* Stated task *
Answer with a single number: the count of lines that include the string "styles".

* Supplied material *
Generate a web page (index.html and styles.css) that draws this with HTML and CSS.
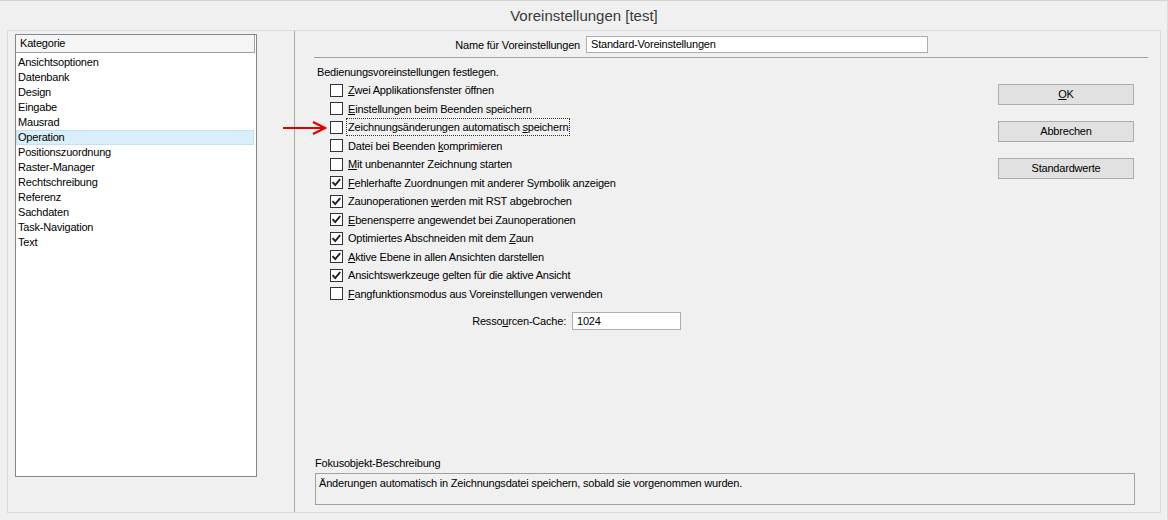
FILE: index.html
```html
<!DOCTYPE html>
<html lang="de">
<head>
<meta charset="utf-8">
<title>Voreinstellungen [test]</title>
<link rel="stylesheet" href="styles.css">
</head>
<body>
<div class="window">
  <div class="titlebar">Voreinstellungen [test]</div>
  <div class="frame">
    <div class="sidebar">
      <div class="listbox">
        <div class="list-header">Kategorie</div>
        <div class="list-items">
          <div class="list-item">Ansichtsoptionen</div>
          <div class="list-item">Datenbank</div>
          <div class="list-item">Design</div>
          <div class="list-item">Eingabe</div>
          <div class="list-item">Mausrad</div>
          <div class="list-item selected">Operation</div>
          <div class="list-item">Positionszuordnung</div>
          <div class="list-item">Raster-Manager</div>
          <div class="list-item">Rechtschreibung</div>
          <div class="list-item">Referenz</div>
          <div class="list-item">Sachdaten</div>
          <div class="list-item">Task-Navigation</div>
          <div class="list-item">Text</div>
        </div>
      </div>
    </div>
    <div class="pane">
      <div class="name-row">
        <span class="name-label">Name für Voreinstellungen</span>
        <div class="textbox name-input">Standard-Voreinstellungen</div>
      </div>
      <div class="rule"></div>
      <div class="content">
        <div class="options-col">
          <div class="heading">Bedienungsvoreinstellungen festlegen.</div>
          <div class="options">
            <div class="opt"><span class="cb"></span><span class="lbl"><u>Z</u>wei Applikationsfenster öffnen</span></div>
            <div class="opt"><span class="cb"></span><span class="lbl"><u>E</u>instellungen beim Beenden speichern</span></div>
            <div class="opt"><span class="cb"></span><span class="lbl focus">Zeichnungsänderungen automatisch <u>s</u>peichern</span></div>
            <div class="opt"><span class="cb"></span><span class="lbl">Datei bei Beenden <u>k</u>omprimieren</span></div>
            <div class="opt"><span class="cb"></span><span class="lbl"><u>M</u>it unbenannter Zeichnung starten</span></div>
            <div class="opt"><span class="cb checked"><svg viewBox="0 0 13 13" width="13" height="13"><path d="M2.5 6.2 L5.2 9 L10.2 3.2" fill="none" stroke="#222" stroke-width="1.9"/></svg></span><span class="lbl"><u>F</u>ehlerhafte Zuordnungen mit anderer Symbolik anzeigen</span></div>
            <div class="opt"><span class="cb checked"><svg viewBox="0 0 13 13" width="13" height="13"><path d="M2.5 6.2 L5.2 9 L10.2 3.2" fill="none" stroke="#222" stroke-width="1.9"/></svg></span><span class="lbl">Zaunoperationen <u>w</u>erden mit RST abgebrochen</span></div>
            <div class="opt"><span class="cb checked"><svg viewBox="0 0 13 13" width="13" height="13"><path d="M2.5 6.2 L5.2 9 L10.2 3.2" fill="none" stroke="#222" stroke-width="1.9"/></svg></span><span class="lbl"><u>E</u>benensperre angewendet bei Zaunoperationen</span></div>
            <div class="opt"><span class="cb checked"><svg viewBox="0 0 13 13" width="13" height="13"><path d="M2.5 6.2 L5.2 9 L10.2 3.2" fill="none" stroke="#222" stroke-width="1.9"/></svg></span><span class="lbl">Optimiertes Abschneiden mit dem <u>Z</u>aun</span></div>
            <div class="opt"><span class="cb checked"><svg viewBox="0 0 13 13" width="13" height="13"><path d="M2.5 6.2 L5.2 9 L10.2 3.2" fill="none" stroke="#222" stroke-width="1.9"/></svg></span><span class="lbl"><u>A</u>ktive Ebene in allen Ansichten darstellen</span></div>
            <div class="opt"><span class="cb checked"><svg viewBox="0 0 13 13" width="13" height="13"><path d="M2.5 6.2 L5.2 9 L10.2 3.2" fill="none" stroke="#222" stroke-width="1.9"/></svg></span><span class="lbl">Ansichtswerkzeuge gelten für die aktive Ansicht</span></div>
            <div class="opt"><span class="cb"></span><span class="lbl"><u>F</u>angfunktionsmodus aus Voreinstellungen verwenden</span></div>
          </div>
          <div class="cache-row">
            <span class="cache-label">Resso<u>u</u>rcen-Cache:</span>
            <div class="textbox cache-input">1024</div>
          </div>
        </div>
        <div class="buttons">
          <div class="btn"><u>O</u>K</div>
          <div class="btn">Abbrechen</div>
          <div class="btn">Standardwerte</div>
        </div>
      </div>
      <div class="desc">
        <div class="desc-label">Fokusobjekt-Beschreibung</div>
        <div class="desc-box">Änderungen automatisch in Zeichnungsdatei speichern, sobald sie vorgenommen wurden.</div>
      </div>
    </div>
  </div>
  <svg class="arrow" viewBox="0 0 44 14" width="44" height="14"><path d="M0 7 H41" stroke="#e00000" stroke-width="2.2" fill="none"/><path d="M30 1 L42 7 L30 13" stroke="#e00000" stroke-width="2.2" fill="none"/></svg>
</div>
</body>
</html>
```
FILE: styles.css
```css
* { box-sizing: border-box; }
html, body { margin: 0; padding: 0; }
body {
  width: 1168px;
  height: 520px;
  overflow: hidden;
  background: #f0f0f0;
  font-family: "Liberation Sans", Arial, sans-serif;
  font-size: 11px;
  letter-spacing: -0.2px;
  color: #000;
}
.window {
  position: relative;
  width: 1168px;
  height: 520px;
  border-top: 1px solid #d4d4d4;
  border-right: 1px solid #dcdcdc;
}
.titlebar {
  height: 29px;
  display: flex;
  align-items: center;
  justify-content: center;
  font-size: 15px;
  letter-spacing: 0;
  color: #3a3a3a;
  padding-left: 1px;
}
.frame {
  margin-left: 7px;
  width: 1154px;
  height: 483px;
  border: 1px solid #dadada;
  display: flex;
}
.sidebar {
  width: 287px;
  border-right: 1px solid #a8a8a8;
  padding: 3px 0 0 7px;
}
.listbox {
  width: 242px;
  height: 443px;
  background: #fff;
  border: 1px solid #828790;
}
.list-header {
  height: 18px;
  line-height: 17px;
  width: 239px;
  padding-left: 4px;
  background: #f5f5f5;
  border-bottom: 1px solid #a0a0a0;
  border-right: 1px solid #a0a0a0;
}
.list-items {
  padding-top: 2px;
}
.list-item {
  height: 15px;
  line-height: 15px;
  padding-left: 2px;
  width: 238px;
  white-space: nowrap;
}
.list-item.selected {
  background: #d9f0fb;
  box-shadow: inset 0 0 0 1px #bfe3f5;
}
.pane {
  flex: 1;
  display: flex;
  flex-direction: column;
}
.name-row {
  display: flex;
  align-items: center;
  margin-top: 5px;
  height: 17px;
}
.name-label {
  width: 291px;
  text-align: right;
  padding-right: 6px;
  white-space: nowrap;
}
.textbox {
  background: #fff;
  border: 1px solid #abadb3;
  padding-left: 4px;
  white-space: nowrap;
}
.name-input {
  width: 342px;
  height: 17px;
  line-height: 15px;
}
.rule {
  height: 1px;
  background: #a0a0a0;
  margin: 4px 12px 0 19px;
}
.content {
  display: flex;
}
.options-col {
  flex: 1;
  padding-left: 22px;
}
.heading {
  margin-top: 7px;
  line-height: 15px;
  height: 15px;
}
.options {
  margin-top: 1px;
  padding-left: 13px;
}
.opt {
  height: 18.5px;
  display: flex;
  align-items: center;
}
.cb {
  width: 13px;
  height: 13px;
  border: 1px solid #333;
  background: #fff;
  flex: none;
  position: relative;
}
.cb svg {
  position: absolute;
  left: -1px;
  top: -1px;
}
.lbl {
  margin-left: 3px;
  padding: 1px 1px;
  line-height: 14px;
  white-space: nowrap;
  border: 1px dotted transparent;
}
.lbl.focus {
  border-color: #333;
}
.cache-row {
  display: flex;
  align-items: center;
  margin-top: 9px;
  height: 18px;
}
.cache-label {
  width: 255px;
  text-align: right;
  padding-right: 6px;
  white-space: nowrap;
}
.cache-input {
  width: 109px;
  height: 18px;
  line-height: 16px;
}
.buttons {
  width: 136px;
  margin: 26px 26px 0 0;
  display: flex;
  flex-direction: column;
  gap: 16px;
}
.btn {
  height: 21px;
  line-height: 19px;
  text-align: center;
  background: #e1e1e1;
  border: 1px solid #adadad;
}
.desc {
  margin-top: auto;
  margin-bottom: 7px;
  padding-left: 20px;
}
.desc-label {
  line-height: 15px;
  height: 15px;
  margin-bottom: 2px;
}
.desc-box {
  width: 820px;
  height: 32px;
  border: 1px solid #a0a0a0;
  padding: 2px 0 0 3px;
  line-height: 14px;
  white-space: nowrap;
}
.arrow {
  position: absolute;
  left: 283px;
  top: 120px;
}
```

* Worked solution *
3